To hunt a killer (bug)

July 09, 2020 by Christian Christian Danielsen

This website has a bug - a nasty one. Well, it had one (I fixed it in conjunction with publishing this blog post), but as this site is open source, you can check out the dastardly code that caused the problem here.

My first professional job in development was as a QA engineer. QA seems to hold an odd place in the world of development. Almost everyone recognizes it as essential, but not many people seem to like doing it, or giving enough resources to people who do like doing it. As such, they usually get sub-optimal value out of it until they realize they really need it, and then it’s probably too late.

So what does QA add to an overall development process? I would put it that as a QA engineer, your job is, basically, to try and break things. To look at some code, a UI, whatever is being built to be put out in the world, and to ask things like “how could this go wrong?” and “As a user, why would I hate this?”

This can be an insanely creative exercise that counter-intuitively often requires very little technical knowledge. That can actually be a distraction, because usually your job is to advocate for requirements and behaviors that matter to end users, who are often non-technical, and very much don’t care about the clever implementation details. They just want that button to do what they expect when they click it.

Anyway. Part of being a good QA engineer is to champion regular testing, and lots of it. Manual tests. Automated tests. Unit/Integration/End-to-End tests. Performance Tests. Penetration Tests. You can’t do all these things without an army, so a good QA process also prioritizes risk by asking things like “what features do we really care about/would be an emergency if they broke?” “what’s likely to break because we mess with it a lot?” “what code should we be careful with because it has many dependents?”

I think every developer should do a tour at some point as a QA engineer, because it really forces you to focus on what actually matters about writing code: making something that’s useful for humans. If something isn’t useful for a user, it is pretty worthless, no matter how clever the code behind it is. If you’re not convinced, let Ryan Dahl convert you with this delightful rant.

And that brings us (finally!) to the bug.

When I thought about what I wanted to put on this blog, I liked the idea of an old fashioned blogroll - a set of links to other people I follow as an appreciation for the unknown mentorship they’ve given me. It didn’t need to be fancy: just their names as links to their respective sites.

I initially just organized the list alphabetically by last name. But then I thought, why not randomize the order they appear each time, so Jake Archibald (who I do admire very much!) doesn’t get an implicit preference of always being at the top of the list. I grabbed an array randomizing package from npm and worked it in as part of the React component that renders the names and links.

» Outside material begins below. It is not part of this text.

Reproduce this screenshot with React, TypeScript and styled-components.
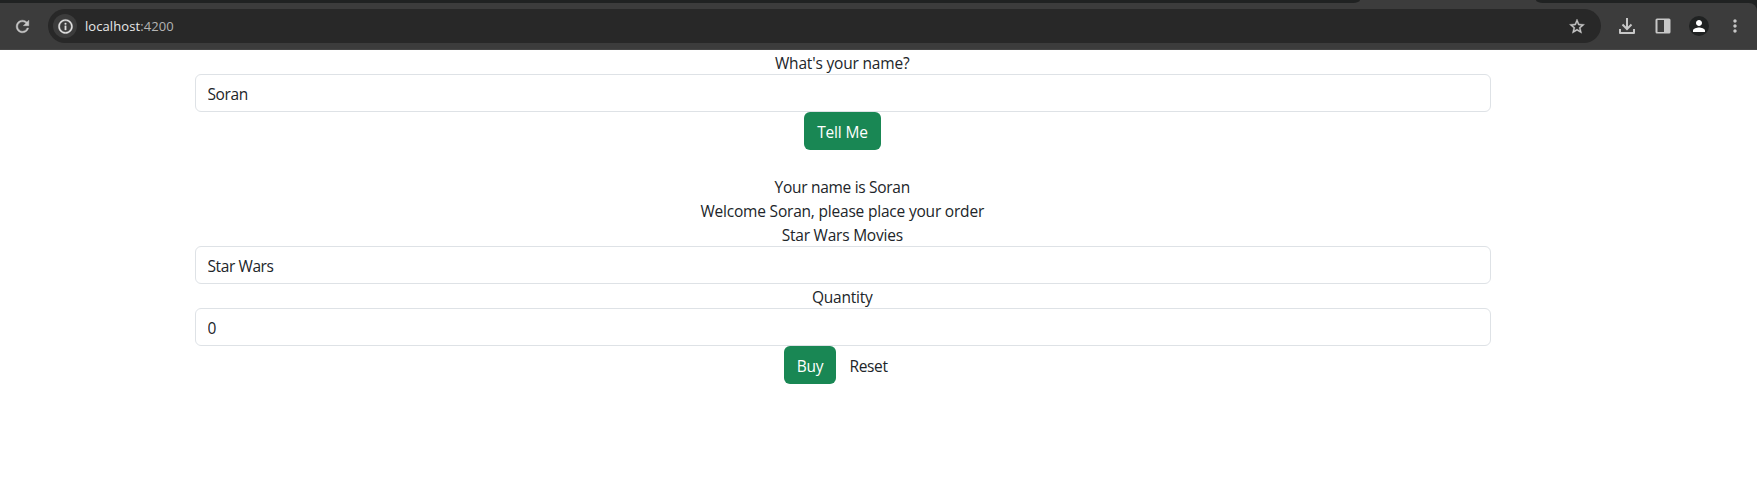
import React from "react";
import styled, { createGlobalStyle } from "styled-components";
import { MdRefresh, MdInfoOutline, MdStarBorder, MdPerson, MdMoreVert } from "react-icons/md";

const GlobalStyle = createGlobalStyle`
  *, *::before, *::after { box-sizing: border-box; }
  body {
    margin: 0;
    background: #fff;
    color: #212529;
    font-family: "Open Sans", "Noto Sans", sans-serif;
    font-size: 15.5px;
    line-height: 24px;
    overflow: hidden;
  }
`;

const Chrome = styled.header`
  height: 50px;
  background: #202222;
`;

const TabStrip = styled.div`
  display: flex;
  justify-content: space-between;
  height: 3px;
  background: #3c3c3c;
`;

const InactiveTabs = styled.div<{ $width: number; $side: "left" | "right" }>`
  width: ${(p) => p.$width}px;
  height: 3px;
  background: #202222;
  border-bottom-${(p) => (p.$side === "left" ? "right" : "left")}-radius: 7px 3px;
`;

const Toolbar = styled.div`
  display: flex;
  align-items: center;
  height: 47px;
  padding: 0 10px 0 10px;
  background: #3c3c3c;
  border-bottom: 1px solid #474747;
  border-top-right-radius: 8px;
  color: #c7c7c7;
`;

const IconSlot = styled.span<{ $width: number }>`
  display: flex;
  align-items: center;
  justify-content: center;
  flex: none;
  width: ${(p) => p.$width}px;
  height: 24px;
`;

const BoldIcon = styled(IconSlot)`
  svg {
    stroke-width: 0.5px;
  }
  path:not([fill="none"]) {
    stroke: currentColor;
  }
  path[fill="none"] {
    stroke: none;
  }
`;

const AddressBar = styled.div`
  display: flex;
  align-items: center;
  flex: none;
  width: 1553px;
  height: 34px;
  margin-left: 14px;
  margin-right: 8px;
  padding: 0 15px 0 5px;
  border-radius: 17px;
  background: #282828;
`;

const SiteInfo = styled.span`
  display: flex;
  align-items: center;
  justify-content: center;
  width: 24px;
  height: 24px;
  border-radius: 50%;
  background: #3c3c3c;
  color: #e3e3e3;

  svg {
    stroke-width: 0.5px;
  }
  path:not([fill="none"]) {
    stroke: currentColor;
  }
  path[fill="none"] {
    stroke: none;
  }
`;

const Url = styled.span`
  flex: 1;
  margin-left: 8px;
  font-size: 13px;
  line-height: 20px;
  letter-spacing: 0.08px;
  color: #e8e8e8;
`;

const Port = styled.span`
  color: #b4b4b4;
`;

const Avatar = styled.span`
  display: flex;
  align-items: center;
  justify-content: center;
  width: 20px;
  height: 20px;
  border-radius: 50%;
  background: #202222;
  color: #fff;
`;

const Page = styled.main`
  width: 1296px;
  margin-left: 195px;
  text-align: center;
`;

const Line = styled.div<{ $spacing: number }>`
  height: 24px;
  padding: 1px 1.500px 0 0;
  letter-spacing: ${(p) => p.$spacing}px;
`;

const Field = styled.input<{ $spacing?: number }>`
  display: block;
  width: 100%;
  height: 38px;
  padding: 7px 12px 5px 11.5px;
  border: 1px solid #dee2e6;
  border-radius: 6px;
  background: #fff;
  color: #212529;
  font: inherit;
  letter-spacing: ${(p) => p.$spacing ?? 0}px;
`;

const Actions = styled.div<{ $after?: number }>`
  display: flex;
  justify-content: center;
  height: 38px;
  padding-right: 1px;
  margin-bottom: ${(p) => p.$after ?? 0}px;
`;

const Button = styled.button<{ $width: number; $solid?: boolean; $spacing: number }>`
  width: ${(p) => p.$width}px;
  height: 38px;
  padding: 1px 0 0;
  border: 0;
  border-radius: 6px;
  background: ${(p) => (p.$solid ? "#198754" : "transparent")};
  color: ${(p) => (p.$solid ? "#fff" : "#212529")};
  font: inherit;
  letter-spacing: ${(p) => p.$spacing}px;
`;

const DownloadIcon = () => (
  <svg width="16" height="16" viewBox="0 0 16 16" fill="none" stroke="currentColor" strokeWidth="2">
    <path d="M8 0v10.500M3.500 6.500l4.500 4.500l4.500-4.500" />
    <path strokeLinejoin="round" d="M1 11v4h14v-4" />
  </svg>
);

const SidePanelIcon = () => (
  <svg width="16" height="16" viewBox="0 0 16 16">
    <path
      fill="currentColor"
      fillRule="evenodd"
      d="M2 .5h12a1.500 1.500 0 0 1 1.500 1.500v12a1.500 1.500 0 0 1-1.500 1.500H2A1.500 1.500 0 0 1 .5 14V2A1.500 1.500 0 0 1 2 .5zM2.500 2v12H9V2z"
    />
  </svg>
);

export default function App() {
  return (
    <>
      <GlobalStyle />
      <Chrome>
        <TabStrip>
          <InactiveTabs $width={1360} $side="left" />
          <InactiveTabs $width={221} $side="right" />
        </TabStrip>
        <Toolbar>
          <BoldIcon $width={24}><MdRefresh size={19} /></BoldIcon>
          <AddressBar>
            <SiteInfo><MdInfoOutline size={17} /></SiteInfo>
            <Url>localhost<Port>:4200</Port></Url>
            <BoldIcon $width={18}><MdStarBorder size={19} /></BoldIcon>
          </AddressBar>
          <IconSlot $width={36}><DownloadIcon /></IconSlot>
          <IconSlot $width={36}><SidePanelIcon /></IconSlot>
          <IconSlot $width={36}><Avatar><MdPerson size={18} /></Avatar></IconSlot>
          <IconSlot $width={36}><MdMoreVert size={20} /></IconSlot>
        </Toolbar>
      </Chrome>
      <Page>
        <Line $spacing={-0.18}>What's your name?</Line>
        <Field $spacing={-0.4} defaultValue="Soran" />
        <Actions $after={24}>
          <Button $width={77} $solid $spacing={-0.15}>Tell Me</Button>
        </Actions>
        <Line $spacing={-0.3}>Your name is Soran</Line>
        <Line $spacing={-0.2}>Welcome Soran, please place your order</Line>
        <Line $spacing={-0.22}>Star Wars Movies</Line>
        <Field $spacing={-0.4} defaultValue="Star Wars" />
        <Line $spacing={-0.22}>Quantity</Line>
        <Field defaultValue="0" />
        <Actions>
          <Button $width={52} $solid $spacing={-0.3}>Buy</Button>
          <Button $width={65} $spacing={-0.35}>Reset</Button>
        </Actions>
      </Page>
    </>
  );
}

Worked great locally! On each refresh I saw the names pleasingly reordered each time the page loaded. Such clever UX I probably thought (narrator: but he wasn’t clever…) And then I noticed the other day - to my horror - months after deploying this change, that on an initial load in the production site only… the links didn’t match up with the names.

:scream:

Postmortem

Why did this work locally but not on the deployed site?

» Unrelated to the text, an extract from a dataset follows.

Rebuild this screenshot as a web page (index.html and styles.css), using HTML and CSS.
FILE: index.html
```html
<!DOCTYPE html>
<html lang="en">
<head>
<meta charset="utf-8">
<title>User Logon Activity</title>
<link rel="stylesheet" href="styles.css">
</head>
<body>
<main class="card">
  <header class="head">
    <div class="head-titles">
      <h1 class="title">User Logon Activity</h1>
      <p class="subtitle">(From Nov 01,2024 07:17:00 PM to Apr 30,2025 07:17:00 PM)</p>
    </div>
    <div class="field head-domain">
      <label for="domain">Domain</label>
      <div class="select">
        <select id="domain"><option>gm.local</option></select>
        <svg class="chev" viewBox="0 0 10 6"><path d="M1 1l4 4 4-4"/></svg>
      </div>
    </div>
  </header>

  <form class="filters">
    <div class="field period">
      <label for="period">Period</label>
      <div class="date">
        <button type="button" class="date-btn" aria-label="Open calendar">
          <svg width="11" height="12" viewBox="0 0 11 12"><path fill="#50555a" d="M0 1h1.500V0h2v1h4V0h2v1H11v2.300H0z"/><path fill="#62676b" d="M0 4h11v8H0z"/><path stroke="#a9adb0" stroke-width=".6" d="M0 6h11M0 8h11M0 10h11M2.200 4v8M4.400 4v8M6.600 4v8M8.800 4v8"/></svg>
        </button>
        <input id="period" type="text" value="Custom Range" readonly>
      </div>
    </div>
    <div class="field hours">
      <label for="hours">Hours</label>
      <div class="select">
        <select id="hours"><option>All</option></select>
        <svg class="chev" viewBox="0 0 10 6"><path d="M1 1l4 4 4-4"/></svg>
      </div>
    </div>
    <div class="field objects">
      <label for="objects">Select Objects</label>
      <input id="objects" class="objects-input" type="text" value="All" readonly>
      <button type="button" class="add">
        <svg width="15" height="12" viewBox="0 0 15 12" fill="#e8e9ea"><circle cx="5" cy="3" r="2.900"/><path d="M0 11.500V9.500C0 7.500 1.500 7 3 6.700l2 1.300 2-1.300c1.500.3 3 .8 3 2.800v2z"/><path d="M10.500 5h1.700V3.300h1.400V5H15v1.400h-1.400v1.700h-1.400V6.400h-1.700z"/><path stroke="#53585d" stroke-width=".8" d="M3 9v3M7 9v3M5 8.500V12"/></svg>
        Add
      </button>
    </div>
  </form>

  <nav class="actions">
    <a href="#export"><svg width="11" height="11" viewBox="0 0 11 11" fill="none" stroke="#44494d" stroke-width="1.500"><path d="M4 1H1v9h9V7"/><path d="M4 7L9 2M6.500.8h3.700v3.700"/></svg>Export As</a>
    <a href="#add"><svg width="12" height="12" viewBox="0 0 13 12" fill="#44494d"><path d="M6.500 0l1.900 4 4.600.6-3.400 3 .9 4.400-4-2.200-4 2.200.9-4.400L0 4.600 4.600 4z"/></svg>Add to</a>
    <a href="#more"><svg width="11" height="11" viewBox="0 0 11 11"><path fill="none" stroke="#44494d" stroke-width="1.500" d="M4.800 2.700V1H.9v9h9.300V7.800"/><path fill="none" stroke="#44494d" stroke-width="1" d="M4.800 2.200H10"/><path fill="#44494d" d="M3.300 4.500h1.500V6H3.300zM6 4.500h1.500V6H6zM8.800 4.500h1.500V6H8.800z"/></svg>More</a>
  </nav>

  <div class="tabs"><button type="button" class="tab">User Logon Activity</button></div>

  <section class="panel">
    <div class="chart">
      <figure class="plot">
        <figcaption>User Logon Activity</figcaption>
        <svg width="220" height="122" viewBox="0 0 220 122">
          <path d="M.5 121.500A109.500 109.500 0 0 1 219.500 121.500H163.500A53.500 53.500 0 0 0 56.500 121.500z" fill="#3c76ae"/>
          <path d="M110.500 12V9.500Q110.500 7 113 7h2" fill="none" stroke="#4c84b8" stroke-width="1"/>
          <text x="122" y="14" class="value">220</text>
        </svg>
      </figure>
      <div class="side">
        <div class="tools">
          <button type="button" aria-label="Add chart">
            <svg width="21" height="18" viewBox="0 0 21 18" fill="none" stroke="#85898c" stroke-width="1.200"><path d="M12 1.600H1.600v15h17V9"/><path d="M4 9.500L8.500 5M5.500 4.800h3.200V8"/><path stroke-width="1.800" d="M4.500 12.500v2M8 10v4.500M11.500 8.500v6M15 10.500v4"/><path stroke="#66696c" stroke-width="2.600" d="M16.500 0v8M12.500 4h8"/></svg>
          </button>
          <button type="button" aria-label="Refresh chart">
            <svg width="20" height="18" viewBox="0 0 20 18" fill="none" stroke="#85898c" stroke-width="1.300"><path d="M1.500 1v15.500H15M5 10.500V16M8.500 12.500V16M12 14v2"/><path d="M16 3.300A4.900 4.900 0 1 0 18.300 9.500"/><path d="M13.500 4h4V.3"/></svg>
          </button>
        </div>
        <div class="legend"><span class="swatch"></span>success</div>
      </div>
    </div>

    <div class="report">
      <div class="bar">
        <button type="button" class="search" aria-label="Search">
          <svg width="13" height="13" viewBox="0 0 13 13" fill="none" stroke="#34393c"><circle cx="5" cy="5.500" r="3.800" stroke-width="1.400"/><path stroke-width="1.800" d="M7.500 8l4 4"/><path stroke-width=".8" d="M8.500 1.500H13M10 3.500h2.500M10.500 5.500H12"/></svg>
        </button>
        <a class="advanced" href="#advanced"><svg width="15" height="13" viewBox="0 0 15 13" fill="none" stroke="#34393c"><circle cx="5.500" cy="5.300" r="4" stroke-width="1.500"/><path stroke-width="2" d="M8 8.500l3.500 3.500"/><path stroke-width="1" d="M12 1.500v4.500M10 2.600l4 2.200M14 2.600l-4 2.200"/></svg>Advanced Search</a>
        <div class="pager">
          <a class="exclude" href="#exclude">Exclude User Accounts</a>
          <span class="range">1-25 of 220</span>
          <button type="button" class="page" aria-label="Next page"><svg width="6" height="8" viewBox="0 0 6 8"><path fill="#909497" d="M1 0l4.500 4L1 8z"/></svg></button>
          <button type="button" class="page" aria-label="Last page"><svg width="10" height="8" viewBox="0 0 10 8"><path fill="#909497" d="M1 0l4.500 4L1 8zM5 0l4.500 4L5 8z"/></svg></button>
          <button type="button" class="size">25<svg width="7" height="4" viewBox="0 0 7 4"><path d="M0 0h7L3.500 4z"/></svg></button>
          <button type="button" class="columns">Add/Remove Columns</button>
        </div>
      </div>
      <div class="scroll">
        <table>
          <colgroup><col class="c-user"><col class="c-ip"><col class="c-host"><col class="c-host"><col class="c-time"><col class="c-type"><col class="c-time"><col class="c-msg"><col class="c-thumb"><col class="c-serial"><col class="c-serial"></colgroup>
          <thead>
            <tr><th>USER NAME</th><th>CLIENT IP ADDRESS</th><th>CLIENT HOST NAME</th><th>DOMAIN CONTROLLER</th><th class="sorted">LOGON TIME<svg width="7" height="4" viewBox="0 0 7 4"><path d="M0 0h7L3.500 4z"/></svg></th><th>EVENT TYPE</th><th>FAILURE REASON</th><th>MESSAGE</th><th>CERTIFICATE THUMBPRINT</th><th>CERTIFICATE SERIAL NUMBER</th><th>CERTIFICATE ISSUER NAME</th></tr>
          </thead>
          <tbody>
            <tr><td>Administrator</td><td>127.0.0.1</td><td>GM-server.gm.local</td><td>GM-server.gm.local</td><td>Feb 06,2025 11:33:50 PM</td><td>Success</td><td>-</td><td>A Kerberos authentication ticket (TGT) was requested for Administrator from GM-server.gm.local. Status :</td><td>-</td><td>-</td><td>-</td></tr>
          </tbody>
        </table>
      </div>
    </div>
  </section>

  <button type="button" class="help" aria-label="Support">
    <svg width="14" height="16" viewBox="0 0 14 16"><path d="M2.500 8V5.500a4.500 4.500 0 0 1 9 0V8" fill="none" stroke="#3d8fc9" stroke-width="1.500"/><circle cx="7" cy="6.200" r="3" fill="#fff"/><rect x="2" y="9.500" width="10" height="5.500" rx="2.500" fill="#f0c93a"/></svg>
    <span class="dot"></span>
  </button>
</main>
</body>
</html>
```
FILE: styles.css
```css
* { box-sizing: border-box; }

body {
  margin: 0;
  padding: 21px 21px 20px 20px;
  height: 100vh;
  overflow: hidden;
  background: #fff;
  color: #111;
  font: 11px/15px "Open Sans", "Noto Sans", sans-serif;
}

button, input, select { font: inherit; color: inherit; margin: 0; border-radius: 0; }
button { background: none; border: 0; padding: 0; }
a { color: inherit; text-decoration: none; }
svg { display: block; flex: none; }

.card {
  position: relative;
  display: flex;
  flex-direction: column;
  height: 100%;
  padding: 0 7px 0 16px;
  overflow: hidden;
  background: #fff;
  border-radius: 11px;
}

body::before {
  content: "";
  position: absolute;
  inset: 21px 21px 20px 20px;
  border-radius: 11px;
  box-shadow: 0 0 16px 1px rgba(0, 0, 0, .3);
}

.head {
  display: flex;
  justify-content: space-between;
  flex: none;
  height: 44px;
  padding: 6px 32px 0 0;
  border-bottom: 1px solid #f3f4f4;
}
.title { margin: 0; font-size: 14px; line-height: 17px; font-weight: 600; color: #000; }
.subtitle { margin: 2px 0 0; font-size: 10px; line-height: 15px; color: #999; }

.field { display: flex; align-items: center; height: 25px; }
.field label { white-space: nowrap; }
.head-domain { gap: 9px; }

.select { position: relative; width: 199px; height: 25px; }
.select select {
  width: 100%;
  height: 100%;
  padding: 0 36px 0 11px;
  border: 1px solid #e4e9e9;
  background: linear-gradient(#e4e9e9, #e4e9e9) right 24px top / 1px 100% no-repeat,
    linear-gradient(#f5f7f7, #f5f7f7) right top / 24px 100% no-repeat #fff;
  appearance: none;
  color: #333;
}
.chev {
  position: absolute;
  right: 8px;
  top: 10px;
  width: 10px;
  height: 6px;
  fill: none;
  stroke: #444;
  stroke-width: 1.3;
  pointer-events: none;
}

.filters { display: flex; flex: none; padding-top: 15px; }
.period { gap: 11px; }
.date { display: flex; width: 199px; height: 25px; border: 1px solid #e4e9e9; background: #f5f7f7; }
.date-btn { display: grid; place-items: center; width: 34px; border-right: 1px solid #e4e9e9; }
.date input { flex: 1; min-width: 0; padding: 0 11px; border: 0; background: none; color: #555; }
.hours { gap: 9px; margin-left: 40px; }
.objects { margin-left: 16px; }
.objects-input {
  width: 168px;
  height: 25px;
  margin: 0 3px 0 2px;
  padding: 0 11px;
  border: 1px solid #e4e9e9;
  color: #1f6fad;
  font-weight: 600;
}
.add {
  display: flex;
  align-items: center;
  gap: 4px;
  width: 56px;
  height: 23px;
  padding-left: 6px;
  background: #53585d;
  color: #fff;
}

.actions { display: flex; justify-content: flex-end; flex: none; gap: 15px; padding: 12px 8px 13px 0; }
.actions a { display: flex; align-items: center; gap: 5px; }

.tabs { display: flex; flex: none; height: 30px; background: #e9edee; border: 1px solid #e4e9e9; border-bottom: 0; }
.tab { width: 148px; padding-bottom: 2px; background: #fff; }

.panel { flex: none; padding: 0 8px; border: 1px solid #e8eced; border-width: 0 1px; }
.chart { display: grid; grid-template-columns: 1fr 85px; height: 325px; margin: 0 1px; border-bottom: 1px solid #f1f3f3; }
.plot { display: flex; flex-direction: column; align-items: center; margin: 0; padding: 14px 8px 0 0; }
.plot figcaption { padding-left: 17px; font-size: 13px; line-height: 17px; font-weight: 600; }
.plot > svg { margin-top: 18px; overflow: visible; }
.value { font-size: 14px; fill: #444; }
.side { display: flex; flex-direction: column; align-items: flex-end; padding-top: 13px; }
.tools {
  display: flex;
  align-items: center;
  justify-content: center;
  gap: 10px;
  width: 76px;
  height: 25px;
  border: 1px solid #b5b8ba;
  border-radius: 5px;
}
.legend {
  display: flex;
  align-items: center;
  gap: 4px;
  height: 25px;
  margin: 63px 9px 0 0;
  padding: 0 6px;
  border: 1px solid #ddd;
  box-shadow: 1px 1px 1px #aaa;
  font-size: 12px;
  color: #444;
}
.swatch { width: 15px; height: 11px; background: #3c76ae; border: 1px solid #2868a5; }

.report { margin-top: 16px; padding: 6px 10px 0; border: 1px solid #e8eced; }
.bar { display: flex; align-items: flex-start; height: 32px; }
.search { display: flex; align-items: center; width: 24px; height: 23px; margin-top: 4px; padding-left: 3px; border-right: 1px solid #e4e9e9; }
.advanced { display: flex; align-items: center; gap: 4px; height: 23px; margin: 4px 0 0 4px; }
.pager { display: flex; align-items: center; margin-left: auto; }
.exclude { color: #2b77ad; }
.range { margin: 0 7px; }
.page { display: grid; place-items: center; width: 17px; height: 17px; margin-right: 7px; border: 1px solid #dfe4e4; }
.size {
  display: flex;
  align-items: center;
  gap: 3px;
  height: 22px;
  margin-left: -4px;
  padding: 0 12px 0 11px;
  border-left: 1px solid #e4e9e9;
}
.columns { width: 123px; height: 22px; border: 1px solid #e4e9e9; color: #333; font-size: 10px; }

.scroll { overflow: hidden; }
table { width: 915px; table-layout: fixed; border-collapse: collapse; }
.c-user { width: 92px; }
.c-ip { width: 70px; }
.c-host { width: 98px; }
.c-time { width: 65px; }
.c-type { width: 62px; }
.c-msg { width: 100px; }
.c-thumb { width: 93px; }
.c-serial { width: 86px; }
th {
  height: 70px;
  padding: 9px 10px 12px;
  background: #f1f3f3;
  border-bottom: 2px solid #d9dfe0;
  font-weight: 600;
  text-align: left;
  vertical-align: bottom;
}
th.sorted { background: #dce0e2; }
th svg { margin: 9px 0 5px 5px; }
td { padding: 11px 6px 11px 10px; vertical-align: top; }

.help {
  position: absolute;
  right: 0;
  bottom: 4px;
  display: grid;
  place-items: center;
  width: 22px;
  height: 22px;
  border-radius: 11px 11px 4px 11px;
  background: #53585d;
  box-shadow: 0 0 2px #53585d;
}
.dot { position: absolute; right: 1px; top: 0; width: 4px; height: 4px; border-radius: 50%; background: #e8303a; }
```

Turns out that this is a thing with Gatsby/React that can bite you if you’re not careful. Gatsby is a static site generator, compiling React code / GraphQL queries and all the other cool kid stuff into plain old HTML that can be served and rendered very efficiently, while still allowing client (browser) side React to take over and do dynamic rendering once it’s loaded. Unfortunately, as this post deftly explains, Gatsby uses different React APIs between development mode and a production build.

In my case, a user initially loads hotmess.codes and receives a SSR html page with a list of names and attached links. Then the client side React takes over and goes through the rehydration process, reshuffling the array of names, and then getting confused because it doesn’t match what was sent from the server. The docs mention that it will earnestly/adorably try to at least fix text content, but all bets are off for things like href attributes, sadly resulting in my scrambled list.

Interestingly, when the user refreshes any time after the initial load, the list fixes itself. I don’t quite understand this bit yet, but think it has to do with the fact that my gatsby site caches content with a service worker.

Anyway, there were a couple of ways to solve this, but I like the “two pass render” solution of effectively treating this randomized array for what it is: dynamic data. I used the useEffect hook to randomize the list only after the component has mounted on the client.

How did I miss this?

In hindsight, I feel a bit less bad about missing this because this is a very subtle bug that only shows up on an initial page load and only in the production build. Unfortunately, I imagine at least a few people have come to this site, scrolled over the blogroll names, clicked on one that took them to the wrong place and went “Whelp, this guy has a cute kid but his web developer credibility just went out the window. Back to Reddit…”

I smoke test the site manually after I deploy changes, but generally I focus on what I’ve changed and the blogroll has been pretty static. Clearly I did not check it in production after I made the randomizing change. That’s a fail.

How do I prevent this from happening again?

An automated test! I have some decent experience with UI testing libraries, and I’ll be adding some Cypress tests to this site as part of my development pipeline in another post.